“Your God is too small“ – Hawking

Life is colourful:

It was Thursday evening. The doorbell rang. Another letter was needed for the Courts. By now the Judges must be fed up with my predictable letters. I hope they catch the nuances. My drop-in friend and myself reminisced – back over three murders around the family. We amused each other as we recalled some of the twists and turns in the saga. Even in severe sadness, there can be laughter. (If only I could tell the stories that I know!) I feel restricted in what I can say. I can claim to have had a hand in moving that family on. This man has left the area for a few years. He was a great friend of many of the older women around and was always most respectful and helpful. He is remembered with deep affection. His offence – he was growing a few plants in his back garden.

Use it or lose it:

I was chatting with a bishop a few days ago. The shortage of personnel to fill vacancies is a constant worry for every bishop. It is a shortage of numbers but also a shortage of ability and quality. The local communities have to put up with so much – until we come up new ideas on priesthood. The same shortage applies to the potential candidates for the role of bishops. I flippantly ‘offered’ someone of huge talent who is very articulate and deeply passionate about faith/church/God. The same person had been mentioned in recent years as a possible cardinal. This good lady was immediately and politely refused by my bishop friend (even if the offer wasn’t mine to give!)   Who else could it be but Mary McAleese? She would make a great bishop. In fact when a vacancy occurs in Dublin, she would be a very fine candidate.  She could serve an apprenticeship in a smaller diocese or even as an auxiliary or even be as a coadjutor in Dublin for two years. I possibly did forget for a moment that she is a woman; that she is married. But these are minor issues really. These qualities would be an assistance rather than a hindrance.

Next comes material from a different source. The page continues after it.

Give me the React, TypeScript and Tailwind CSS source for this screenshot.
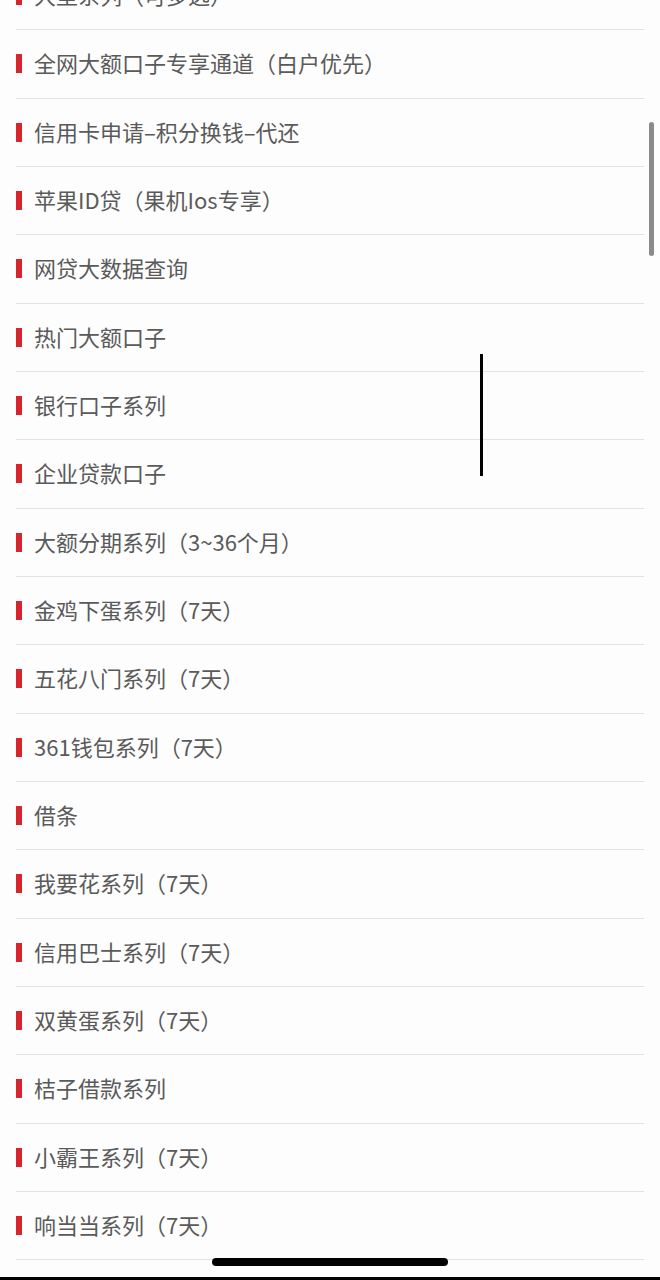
const items = [
  "大型系列（可多选）",
  "全网大额口子专享通道（白户优先）",
  "信用卡申请–积分换钱–代还",
  "苹果ID贷（果机Ios专享）",
  "网贷大数据查询",
  "热门大额口子",
  "银行口子系列",
  "企业贷款口子",
  "大额分期系列（3~36个月）",
  "金鸡下蛋系列（7天）",
  "五花八门系列（7天）",
  "361钱包系列（7天）",
  "借条",
  "我要花系列（7天）",
  "信用巴士系列（7天）",
  "双黄蛋系列（7天）",
  "桔子借款系列",
  "小霸王系列（7天）",
  "响当当系列（7天）",
];

export default function App() {
  return (
    <div
      className="relative h-[1280px] w-[660px] overflow-hidden bg-[#fdfdfd]"
      style={{ fontFamily: '"Noto Sans CJK SC", "Noto Sans", sans-serif' }}
    >
      <div className="mt-[-38px] px-4">
        {items.map((label) => (
          <div
            key={label}
            className="box-border flex h-[68.33px] items-center border-b border-[#e3e3e3]"
          >
            <span className="h-[19px] w-[6px] shrink-0 bg-[#d7252d]" />
            <span className="ml-3 mb-[3px] text-[22px] leading-none text-[#5a5a5a]">{label}</span>
          </div>
        ))}
      </div>

      {/* scroll indicator */}
      <div className="absolute left-[649px] top-[122px] h-[134px] w-[5px] rounded-full bg-[#8a8a8a]" />

      {/* cursor line */}
      <div className="absolute left-[480px] top-[354px] h-[122px] w-[3px] bg-black" />

      {/* home indicator */}
      <div className="absolute left-[212px] top-[1258px] h-[8px] w-[236px] rounded-full bg-black" />
      <div className="absolute bottom-0 left-0 h-[3px] w-full bg-black" />
    </div>
  );
}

“My father was Calpornius. He was a deacon; his father was Potitus, a priest.”

We celebrated St Patrick. Was his father a deacon and his grandfather a priest? I don’t know. The accretions of history have decorated the story and there is great unsureness. But it doesn’t matter really, the essentials of faith and mission have survived. His Confessions are delightful in their simplicity; evocative as a story; inspirational in how God works despite our own shortcomings. I am never happy with our politicians running off to the USA and being ever so pleased in the company of the US heavyweights. It feels very tatty. It looks as if we (as the little ones) love being recognised by our ‘superiors.’ I know it is about trade. I know it is about economics. I know it is tapping into the vast market of the Irish Americans. I still cringe a little.

Twickenham:

Our celebrations at Twickenham are different. On Patrick’s day. Beating the English. In the midst of Brexit. With a United Ireland Team. Even if we remember with such appreciation the time England came to Ireland to play in the midst of huge trouble. (29th March 1973) That too is never forgotten. But in Twickenham on Patrick’s day – we could run around with our Irish flag.   This massages our national hearts. We cannot dare whisper it, but the colonial past is remembered and smiled at. However, what is much more important is the lesson for all of us to learn. This team was put together. It lost vital characters through injury for some of the matches and during matches and yet it emerged victorious. What was said? The whole panel mattered. The whole squad did it. They all worked together. Young ones came in. They blended in. They knew what to do. They depended on each other and trusted each other. It was seamless. If only…….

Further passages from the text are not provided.